--- GIVEN MATERIAL ---

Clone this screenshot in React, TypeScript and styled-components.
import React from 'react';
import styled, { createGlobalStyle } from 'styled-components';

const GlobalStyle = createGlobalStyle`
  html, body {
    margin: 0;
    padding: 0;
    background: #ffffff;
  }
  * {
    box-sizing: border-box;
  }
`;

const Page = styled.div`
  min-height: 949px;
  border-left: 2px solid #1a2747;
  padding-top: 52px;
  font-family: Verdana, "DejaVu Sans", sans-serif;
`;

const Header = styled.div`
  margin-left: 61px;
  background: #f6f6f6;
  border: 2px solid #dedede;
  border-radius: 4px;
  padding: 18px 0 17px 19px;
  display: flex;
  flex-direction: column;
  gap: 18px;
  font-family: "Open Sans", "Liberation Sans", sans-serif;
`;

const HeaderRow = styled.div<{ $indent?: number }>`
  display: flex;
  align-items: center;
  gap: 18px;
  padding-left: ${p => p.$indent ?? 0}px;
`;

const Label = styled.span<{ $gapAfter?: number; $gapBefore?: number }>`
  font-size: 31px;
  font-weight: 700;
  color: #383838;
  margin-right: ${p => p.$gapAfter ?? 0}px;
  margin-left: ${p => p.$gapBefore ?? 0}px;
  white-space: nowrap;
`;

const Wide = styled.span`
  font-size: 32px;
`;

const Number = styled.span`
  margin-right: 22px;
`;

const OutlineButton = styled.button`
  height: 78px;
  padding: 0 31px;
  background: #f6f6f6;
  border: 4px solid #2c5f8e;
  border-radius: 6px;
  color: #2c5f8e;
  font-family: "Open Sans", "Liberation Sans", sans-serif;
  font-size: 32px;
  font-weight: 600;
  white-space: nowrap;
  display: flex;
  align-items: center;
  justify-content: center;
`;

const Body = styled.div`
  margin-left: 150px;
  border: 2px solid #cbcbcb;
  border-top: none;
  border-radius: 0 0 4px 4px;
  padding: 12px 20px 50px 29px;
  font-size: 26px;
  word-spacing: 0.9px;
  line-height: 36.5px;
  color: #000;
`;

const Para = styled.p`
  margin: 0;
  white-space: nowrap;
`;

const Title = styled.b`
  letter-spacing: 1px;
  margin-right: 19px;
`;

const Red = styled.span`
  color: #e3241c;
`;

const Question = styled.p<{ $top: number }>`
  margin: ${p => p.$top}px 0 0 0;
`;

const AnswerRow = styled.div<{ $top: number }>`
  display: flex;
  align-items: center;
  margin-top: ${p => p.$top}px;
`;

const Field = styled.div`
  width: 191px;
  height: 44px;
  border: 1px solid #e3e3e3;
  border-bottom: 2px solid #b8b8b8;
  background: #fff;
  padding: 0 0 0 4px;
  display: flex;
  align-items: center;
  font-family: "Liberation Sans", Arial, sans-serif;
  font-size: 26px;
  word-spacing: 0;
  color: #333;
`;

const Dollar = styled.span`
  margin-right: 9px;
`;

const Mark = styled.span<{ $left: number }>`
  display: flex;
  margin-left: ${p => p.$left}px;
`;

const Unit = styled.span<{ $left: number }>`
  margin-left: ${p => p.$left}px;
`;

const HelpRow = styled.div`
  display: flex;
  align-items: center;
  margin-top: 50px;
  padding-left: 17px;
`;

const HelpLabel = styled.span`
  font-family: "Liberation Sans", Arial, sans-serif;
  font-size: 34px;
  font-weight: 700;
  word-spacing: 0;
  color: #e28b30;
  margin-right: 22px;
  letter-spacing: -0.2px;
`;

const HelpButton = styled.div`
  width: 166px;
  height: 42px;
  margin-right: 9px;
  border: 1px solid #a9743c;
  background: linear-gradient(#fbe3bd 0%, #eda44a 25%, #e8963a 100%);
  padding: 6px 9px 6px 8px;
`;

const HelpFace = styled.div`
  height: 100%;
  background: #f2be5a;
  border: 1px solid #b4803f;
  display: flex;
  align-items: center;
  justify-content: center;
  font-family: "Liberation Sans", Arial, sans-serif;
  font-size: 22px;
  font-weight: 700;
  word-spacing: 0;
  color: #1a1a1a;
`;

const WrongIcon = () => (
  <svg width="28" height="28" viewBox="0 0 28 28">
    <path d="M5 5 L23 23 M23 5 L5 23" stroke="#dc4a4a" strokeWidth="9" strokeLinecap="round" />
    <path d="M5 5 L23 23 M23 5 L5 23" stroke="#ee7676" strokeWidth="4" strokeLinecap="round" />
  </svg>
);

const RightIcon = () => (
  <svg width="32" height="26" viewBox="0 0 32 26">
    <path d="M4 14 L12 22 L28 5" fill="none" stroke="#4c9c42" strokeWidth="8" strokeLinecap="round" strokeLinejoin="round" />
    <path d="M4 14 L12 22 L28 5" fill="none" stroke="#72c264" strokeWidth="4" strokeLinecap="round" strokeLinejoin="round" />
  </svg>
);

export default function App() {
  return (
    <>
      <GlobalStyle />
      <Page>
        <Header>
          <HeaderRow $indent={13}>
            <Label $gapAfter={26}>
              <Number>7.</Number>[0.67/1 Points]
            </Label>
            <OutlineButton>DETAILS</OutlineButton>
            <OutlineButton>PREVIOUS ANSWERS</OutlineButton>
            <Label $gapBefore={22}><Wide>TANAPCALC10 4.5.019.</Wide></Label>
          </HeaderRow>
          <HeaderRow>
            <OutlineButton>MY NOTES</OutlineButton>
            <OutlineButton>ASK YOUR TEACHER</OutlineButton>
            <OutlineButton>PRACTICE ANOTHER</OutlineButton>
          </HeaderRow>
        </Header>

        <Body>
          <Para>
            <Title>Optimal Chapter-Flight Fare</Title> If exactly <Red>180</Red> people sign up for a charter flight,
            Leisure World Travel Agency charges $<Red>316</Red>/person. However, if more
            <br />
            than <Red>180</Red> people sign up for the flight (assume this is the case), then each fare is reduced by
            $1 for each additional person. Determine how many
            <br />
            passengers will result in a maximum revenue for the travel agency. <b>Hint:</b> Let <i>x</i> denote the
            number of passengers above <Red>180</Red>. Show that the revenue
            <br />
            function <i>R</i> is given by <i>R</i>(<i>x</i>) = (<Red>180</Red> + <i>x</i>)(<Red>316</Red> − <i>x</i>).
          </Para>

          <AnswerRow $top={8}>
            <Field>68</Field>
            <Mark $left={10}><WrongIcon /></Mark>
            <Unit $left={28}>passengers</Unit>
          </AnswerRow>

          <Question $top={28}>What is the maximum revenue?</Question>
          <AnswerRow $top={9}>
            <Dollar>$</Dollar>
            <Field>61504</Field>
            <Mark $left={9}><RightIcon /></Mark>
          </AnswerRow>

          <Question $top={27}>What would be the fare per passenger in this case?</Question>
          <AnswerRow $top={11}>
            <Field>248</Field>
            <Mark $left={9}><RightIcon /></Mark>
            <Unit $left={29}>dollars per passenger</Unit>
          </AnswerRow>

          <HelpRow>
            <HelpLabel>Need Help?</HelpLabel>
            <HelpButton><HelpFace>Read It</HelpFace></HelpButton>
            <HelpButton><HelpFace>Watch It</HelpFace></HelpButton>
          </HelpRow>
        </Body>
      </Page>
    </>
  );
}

---

Scan the lines for the string "this". Pick out every line that has it.

EXERCISE RESULT:
Clone this screenshot in React, TypeScript and styled-components.
            than <Red>180</Red> people sign up for the flight (assume this is the case), then each fare is reduced by
          <Question $top={27}>What would be the fare per passenger in this case?</Question>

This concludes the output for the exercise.